→ PROBLEM TO SOLVE
Retype each line of the material exactly, please, skipping any picture in it.

Pages as source code
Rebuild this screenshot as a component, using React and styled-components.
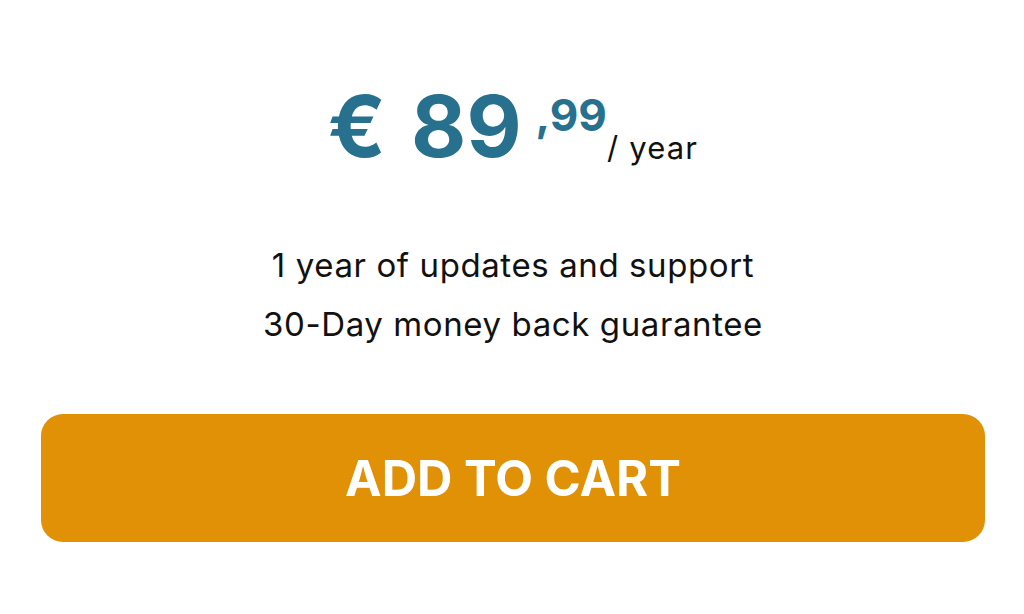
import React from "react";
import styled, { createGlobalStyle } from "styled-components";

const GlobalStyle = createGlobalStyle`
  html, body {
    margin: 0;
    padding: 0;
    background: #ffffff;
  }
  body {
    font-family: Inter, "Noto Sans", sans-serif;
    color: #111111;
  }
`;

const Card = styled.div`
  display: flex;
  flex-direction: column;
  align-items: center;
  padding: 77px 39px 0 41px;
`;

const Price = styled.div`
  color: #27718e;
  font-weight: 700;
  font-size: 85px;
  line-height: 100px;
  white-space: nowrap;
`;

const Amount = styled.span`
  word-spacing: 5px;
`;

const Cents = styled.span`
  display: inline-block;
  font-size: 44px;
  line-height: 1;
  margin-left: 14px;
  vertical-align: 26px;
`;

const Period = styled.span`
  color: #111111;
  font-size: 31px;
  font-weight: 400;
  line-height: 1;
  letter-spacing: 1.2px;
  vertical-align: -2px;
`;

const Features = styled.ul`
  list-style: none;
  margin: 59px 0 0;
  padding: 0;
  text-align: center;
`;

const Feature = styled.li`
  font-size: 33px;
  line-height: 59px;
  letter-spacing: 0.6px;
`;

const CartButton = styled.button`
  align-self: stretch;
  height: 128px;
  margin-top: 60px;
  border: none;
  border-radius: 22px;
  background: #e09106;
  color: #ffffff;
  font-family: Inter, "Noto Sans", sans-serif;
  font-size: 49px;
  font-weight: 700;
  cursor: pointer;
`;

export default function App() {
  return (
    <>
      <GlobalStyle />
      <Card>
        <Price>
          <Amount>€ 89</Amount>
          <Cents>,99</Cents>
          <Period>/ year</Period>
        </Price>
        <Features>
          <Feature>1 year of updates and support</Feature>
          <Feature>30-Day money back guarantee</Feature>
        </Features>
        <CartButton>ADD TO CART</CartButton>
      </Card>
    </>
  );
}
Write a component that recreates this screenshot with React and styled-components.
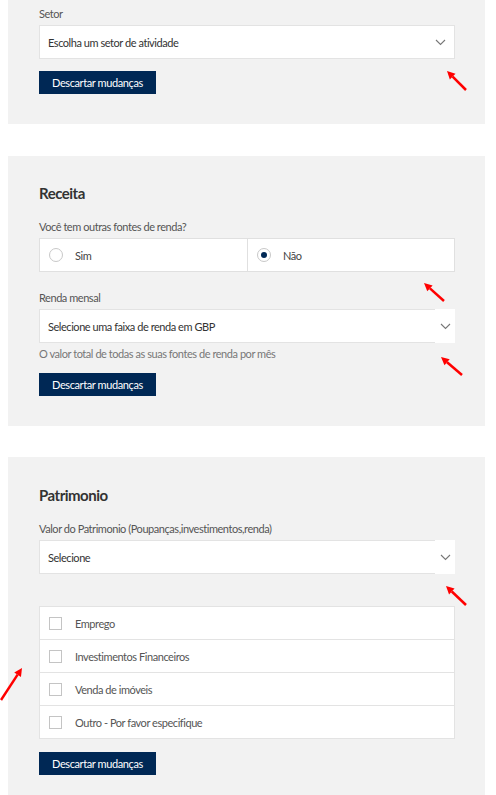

→ CORRECT RESULT
Rebuild this screenshot as a component, using React and styled-components.
import React from "react";
import styled, { createGlobalStyle } from "styled-components";

const GlobalStyle = createGlobalStyle`
  html, body {
    margin: 0;
    padding: 0;
    background: #ffffff;
  }
  body {
    font-family: Inter, "Noto Sans", sans-serif;
    color: #111111;
  }
`;

const Card = styled.div`
  display: flex;
  flex-direction: column;
  align-items: center;
  padding: 77px 39px 0 41px;
`;

const Price = styled.div`
  color: #27718e;
  font-weight: 700;
  font-size: 85px;
  line-height: 100px;
  white-space: nowrap;
`;

const Amount = styled.span`
  word-spacing: 5px;
`;

const Cents = styled.span`
  display: inline-block;
  font-size: 44px;
  line-height: 1;
  margin-left: 14px;
  vertical-align: 26px;
`;

const Period = styled.span`
  color: #111111;
  font-size: 31px;
  font-weight: 400;
  line-height: 1;
  letter-spacing: 1.2px;
  vertical-align: -2px;
`;

const Features = styled.ul`
  list-style: none;
  margin: 59px 0 0;
  padding: 0;
  text-align: center;
`;

const Feature = styled.li`
  font-size: 33px;
  line-height: 59px;
  letter-spacing: 0.6px;
`;

const CartButton = styled.button`
  align-self: stretch;
  height: 128px;
  margin-top: 60px;
  border: none;
  border-radius: 22px;
  background: #e09106;
  color: #ffffff;
  font-family: Inter, "Noto Sans", sans-serif;
  font-size: 49px;
  font-weight: 700;
  cursor: pointer;
`;

export default function App() {
  return (
    <>
      <GlobalStyle />
      <Card>
        <Price>
          <Amount>€ 89</Amount>
          <Cents>,99</Cents>
          <Period>/ year</Period>
        </Price>
        <Features>
          <Feature>1 year of updates and support</Feature>
          <Feature>30-Day money back guarantee</Feature>
        </Features>
        <CartButton>ADD TO CART</CartButton>
      </Card>
    </>
  );
}
Write a component that recreates this screenshot with React and styled-components.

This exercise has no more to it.